• [INFORMATION PROVIDED]:
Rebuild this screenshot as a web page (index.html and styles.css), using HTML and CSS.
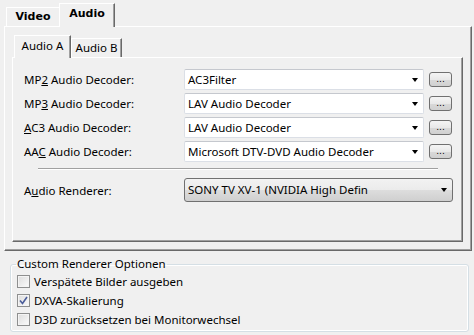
FILE: index.html
```html
<!DOCTYPE html>
<html lang="de">
<head>
  <meta charset="UTF-8">
  <title>Audio</title>
  <link rel="stylesheet" href="styles.css">
</head>
<body>

<div class="tabbar">
  <span class="tab">Video</span>
  <span class="tab active">Audio</span>
</div>

<div class="panel">
  <div class="subtabbar">
    <span class="subtab active">Audio A</span>
    <span class="subtab">Audio B</span>
  </div>

  <div class="subpanel">
    <div class="row">
      <label>MP<u>2</u> Audio Decoder:</label>
      <div class="combo">AC3Filter<i class="arrow"></i></div>
      <button class="more">...</button>
    </div>
    <div class="row">
      <label>MP<u>3</u> Audio Decoder:</label>
      <div class="combo">LAV Audio Decoder<i class="arrow"></i></div>
      <button class="more">...</button>
    </div>
    <div class="row">
      <label><u>A</u>C3 Audio Decoder:</label>
      <div class="combo">LAV Audio Decoder<i class="arrow"></i></div>
      <button class="more">...</button>
    </div>
    <div class="row">
      <label>AA<u>C</u> Audio Decoder:</label>
      <div class="combo">Microsoft DTV-DVD Audio Decoder<i class="arrow"></i></div>
      <button class="more">...</button>
    </div>

    <div class="sep"></div>

    <div class="row renderer">
      <label>A<u>u</u>dio Renderer:</label>
      <div class="dropdown">SONY TV XV-1 (NVIDIA High Defin<i class="arrow"></i></div>
    </div>
  </div>
</div>

<fieldset class="group">
  <legend>Custom Renderer Optionen</legend>
  <div class="check"><span class="box"></span>Verspätete Bilder ausgeben</div>
  <div class="check"><span class="box">
    <svg width="9" height="9" viewBox="0 0 9 9"><path d="M1 4.5 L3.5 7.5 L8 1" fill="none" stroke="#4b5d9a" stroke-width="1.6"/></svg>
  </span>DXVA-Skalierung</div>
  <div class="check"><span class="box"></span>D3D zurücksetzen bei Monitorwechsel</div>
</fieldset>

</body>
</html>
```

FILE: styles.css
```css
body {
  margin: 0;
  width: 474px;
  height: 335px;
  overflow: hidden;
  background: #f0f0f0;
  font-family: "Noto Sans", "Open Sans", sans-serif;
  font-size: 11.5px;
  color: #000;
}
.tabbar {
  display: flex;
  align-items: flex-end;
  height: 26px;
  padding-left: 6px;
}
.tab {
  box-sizing: border-box;
  width: 53px;
  height: 19px;
  border-top: 1px solid #fff;
  border-left: 1px solid #fff;
  font: bold 11px "DejaVu Sans", sans-serif;
  line-height: 18px;
  text-align: center;
}
.tab.active {
  position: relative;
  z-index: 1;
  width: 56px;
  height: 24px;
  margin-bottom: -1px;
  line-height: 20px;
  background: #f0f0f0;
  border-right: 1px solid #696969;
  box-shadow: inset -1px 0 0 #a0a0a0;
}
.panel {
  box-sizing: border-box;
  width: 468px;
  height: 225px;
  margin-left: 4px;
  padding-left: 8px;
  border-top: 1px solid #fff;
  border-left: 1px solid #fff;
  border-right: 1px solid #696969;
  border-bottom: 1px solid #696969;
  box-shadow: inset -1px -1px 0 #a0a0a0;
}
.subtabbar {
  display: flex;
  align-items: flex-end;
  height: 30px;
  padding-left: 1px;
}
.subtab {
  box-sizing: border-box;
  width: 51px;
  height: 19px;
  border-top: 1px solid #fff;
  border-left: 1px solid #fff;
  border-right: 1px solid #696969;
  box-shadow: inset -1px 0 0 #a0a0a0;
  line-height: 18px;
  text-align: center;
}
.subtab.active {
  position: relative;
  z-index: 1;
  width: 57px;
  height: 23px;
  margin-bottom: -1px;
  line-height: 20px;
  background: #f0f0f0;
}
.subpanel {
  box-sizing: border-box;
  width: 451px;
  height: 185px;
  margin-left: -1px;
  padding: 11px 0 0 11px;
  border-top: 1px solid #fff;
  border-left: 1px solid #fff;
  border-right: 1px solid #696969;
  border-bottom: 1px solid #696969;
  box-shadow: inset -1px -1px 0 #a0a0a0;
}
.row {
  display: flex;
  align-items: center;
  height: 21px;
  margin-bottom: 3px;
}
.row label {
  width: 160px;
  flex: none;
}
.combo {
  position: relative;
  box-sizing: border-box;
  width: 240px;
  height: 21px;
  padding-left: 3px;
  line-height: 19px;
  background: #fff;
  border: 1px solid #dbdfe6;
  border-top-color: #c5c8ce;
  border-radius: 2px;
}
.arrow {
  position: absolute;
  right: 5px;
  top: 8px;
  border-left: 3.5px solid transparent;
  border-right: 3.5px solid transparent;
  border-top: 4px solid #000;
}
.more {
  box-sizing: border-box;
  width: 23px;
  height: 15px;
  margin-left: 5px;
  padding: 0;
  border: 1px solid #707070;
  border-radius: 3px;
  background: linear-gradient(#f4f4f4, #e9e9e9 50%, #d9d9d9 51%, #d0d0d0);
  font: 9px "DejaVu Sans", sans-serif;
  line-height: 13px;
  color: #000;
}
.sep {
  width: 400px;
  margin: 6px 0 0 14px;
  border-top: 1px solid #a0a0a0;
  border-bottom: 1px solid #fff;
}
.renderer {
  height: 24px;
  margin-top: 8px;
}
.dropdown {
  position: relative;
  box-sizing: border-box;
  width: 269px;
  height: 24px;
  padding-left: 3px;
  line-height: 21px;
  border: 1px solid #707070;
  border-radius: 3px;
  background: linear-gradient(#f2f2f2, #ebebeb 50%, #dddddd 51%, #cfcfcf);
}
.dropdown .arrow {
  top: 9px;
}
.group {
  box-sizing: border-box;
  width: 459px;
  height: 75px;
  margin: 6px 0 0 10px;
  padding: 0 6px;
  border: 1px solid #d5dfe5;
  border-radius: 3px;
  box-shadow: inset 0 0 0 1px #fff;
}
.group legend {
  padding: 0 1px;
  margin-left: -1px;
  line-height: 14px;
}
.check {
  display: flex;
  align-items: center;
  height: 19px;
}
.check:first-of-type {
  margin-top: 1px;
}
.box {
  box-sizing: border-box;
  display: flex;
  align-items: center;
  justify-content: center;
  width: 13px;
  height: 13px;
  margin-right: 4px;
  border: 1px solid #8e8f8f;
  background: linear-gradient(135deg, #dcdcdc, #fbfbfb);
  box-shadow: inset 0 0 0 1px #f4f4f4;
}
```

• [REQUEST]:
All of the lines above should be retyped precisely, apart from the pictures.

• [FULL RESPONSE]:
Rebuild this screenshot as a web page (index.html and styles.css), using HTML and CSS.
FILE: index.html
```html
<!DOCTYPE html>
<html lang="de">
<head>
  <meta charset="UTF-8">
  <title>Audio</title>
  <link rel="stylesheet" href="styles.css">
</head>
<body>

<div class="tabbar">
  <span class="tab">Video</span>
  <span class="tab active">Audio</span>
</div>

<div class="panel">
  <div class="subtabbar">
    <span class="subtab active">Audio A</span>
    <span class="subtab">Audio B</span>
  </div>

  <div class="subpanel">
    <div class="row">
      <label>MP<u>2</u> Audio Decoder:</label>
      <div class="combo">AC3Filter<i class="arrow"></i></div>
      <button class="more">...</button>
    </div>
    <div class="row">
      <label>MP<u>3</u> Audio Decoder:</label>
      <div class="combo">LAV Audio Decoder<i class="arrow"></i></div>
      <button class="more">...</button>
    </div>
    <div class="row">
      <label><u>A</u>C3 Audio Decoder:</label>
      <div class="combo">LAV Audio Decoder<i class="arrow"></i></div>
      <button class="more">...</button>
    </div>
    <div class="row">
      <label>AA<u>C</u> Audio Decoder:</label>
      <div class="combo">Microsoft DTV-DVD Audio Decoder<i class="arrow"></i></div>
      <button class="more">...</button>
    </div>

    <div class="sep"></div>

    <div class="row renderer">
      <label>A<u>u</u>dio Renderer:</label>
      <div class="dropdown">SONY TV XV-1 (NVIDIA High Defin<i class="arrow"></i></div>
    </div>
  </div>
</div>

<fieldset class="group">
  <legend>Custom Renderer Optionen</legend>
  <div class="check"><span class="box"></span>Verspätete Bilder ausgeben</div>
  <div class="check"><span class="box">
    <svg width="9" height="9" viewBox="0 0 9 9"><path d="M1 4.5 L3.5 7.5 L8 1" fill="none" stroke="#4b5d9a" stroke-width="1.6"/></svg>
  </span>DXVA-Skalierung</div>
  <div class="check"><span class="box"></span>D3D zurücksetzen bei Monitorwechsel</div>
</fieldset>

</body>
</html>
```

FILE: styles.css
```css
body {
  margin: 0;
  width: 474px;
  height: 335px;
  overflow: hidden;
  background: #f0f0f0;
  font-family: "Noto Sans", "Open Sans", sans-serif;
  font-size: 11.5px;
  color: #000;
}
.tabbar {
  display: flex;
  align-items: flex-end;
  height: 26px;
  padding-left: 6px;
}
.tab {
  box-sizing: border-box;
  width: 53px;
  height: 19px;
  border-top: 1px solid #fff;
  border-left: 1px solid #fff;
  font: bold 11px "DejaVu Sans", sans-serif;
  line-height: 18px;
  text-align: center;
}
.tab.active {
  position: relative;
  z-index: 1;
  width: 56px;
  height: 24px;
  margin-bottom: -1px;
  line-height: 20px;
  background: #f0f0f0;
  border-right: 1px solid #696969;
  box-shadow: inset -1px 0 0 #a0a0a0;
}
.panel {
  box-sizing: border-box;
  width: 468px;
  height: 225px;
  margin-left: 4px;
  padding-left: 8px;
  border-top: 1px solid #fff;
  border-left: 1px solid #fff;
  border-right: 1px solid #696969;
  border-bottom: 1px solid #696969;
  box-shadow: inset -1px -1px 0 #a0a0a0;
}
.subtabbar {
  display: flex;
  align-items: flex-end;
  height: 30px;
  padding-left: 1px;
}
.subtab {
  box-sizing: border-box;
  width: 51px;
  height: 19px;
  border-top: 1px solid #fff;
  border-left: 1px solid #fff;
  border-right: 1px solid #696969;
  box-shadow: inset -1px 0 0 #a0a0a0;
  line-height: 18px;
  text-align: center;
}
.subtab.active {
  position: relative;
  z-index: 1;
  width: 57px;
  height: 23px;
  margin-bottom: -1px;
  line-height: 20px;
  background: #f0f0f0;
}
.subpanel {
  box-sizing: border-box;
  width: 451px;
  height: 185px;
  margin-left: -1px;
  padding: 11px 0 0 11px;
  border-top: 1px solid #fff;
  border-left: 1px solid #fff;
  border-right: 1px solid #696969;
  border-bottom: 1px solid #696969;
  box-shadow: inset -1px -1px 0 #a0a0a0;
}
.row {
  display: flex;
  align-items: center;
  height: 21px;
  margin-bottom: 3px;
}
.row label {
  width: 160px;
  flex: none;
}
.combo {
  position: relative;
  box-sizing: border-box;
  width: 240px;
  height: 21px;
  padding-left: 3px;
  line-height: 19px;
  background: #fff;
  border: 1px solid #dbdfe6;
  border-top-color: #c5c8ce;
  border-radius: 2px;
}
.arrow {
  position: absolute;
  right: 5px;
  top: 8px;
  border-left: 3.5px solid transparent;
  border-right: 3.5px solid transparent;
  border-top: 4px solid #000;
}
.more {
  box-sizing: border-box;
  width: 23px;
  height: 15px;
  margin-left: 5px;
  padding: 0;
  border: 1px solid #707070;
  border-radius: 3px;
  background: linear-gradient(#f4f4f4, #e9e9e9 50%, #d9d9d9 51%, #d0d0d0);
  font: 9px "DejaVu Sans", sans-serif;
  line-height: 13px;
  color: #000;
}
.sep {
  width: 400px;
  margin: 6px 0 0 14px;
  border-top: 1px solid #a0a0a0;
  border-bottom: 1px solid #fff;
}
.renderer {
  height: 24px;
  margin-top: 8px;
}
.dropdown {
  position: relative;
  box-sizing: border-box;
  width: 269px;
  height: 24px;
  padding-left: 3px;
  line-height: 21px;
  border: 1px solid #707070;
  border-radius: 3px;
  background: linear-gradient(#f2f2f2, #ebebeb 50%, #dddddd 51%, #cfcfcf);
}
.dropdown .arrow {
  top: 9px;
}
.group {
  box-sizing: border-box;
  width: 459px;
  height: 75px;
  margin: 6px 0 0 10px;
  padding: 0 6px;
  border: 1px solid #d5dfe5;
  border-radius: 3px;
  box-shadow: inset 0 0 0 1px #fff;
}
.group legend {
  padding: 0 1px;
  margin-left: -1px;
  line-height: 14px;
}
.check {
  display: flex;
  align-items: center;
  height: 19px;
}
.check:first-of-type {
  margin-top: 1px;
}
.box {
  box-sizing: border-box;
  display: flex;
  align-items: center;
  justify-content: center;
  width: 13px;
  height: 13px;
  margin-right: 4px;
  border: 1px solid #8e8f8f;
  background: linear-gradient(135deg, #dcdcdc, #fbfbfb);
  box-shadow: inset 0 0 0 1px #f4f4f4;
}
```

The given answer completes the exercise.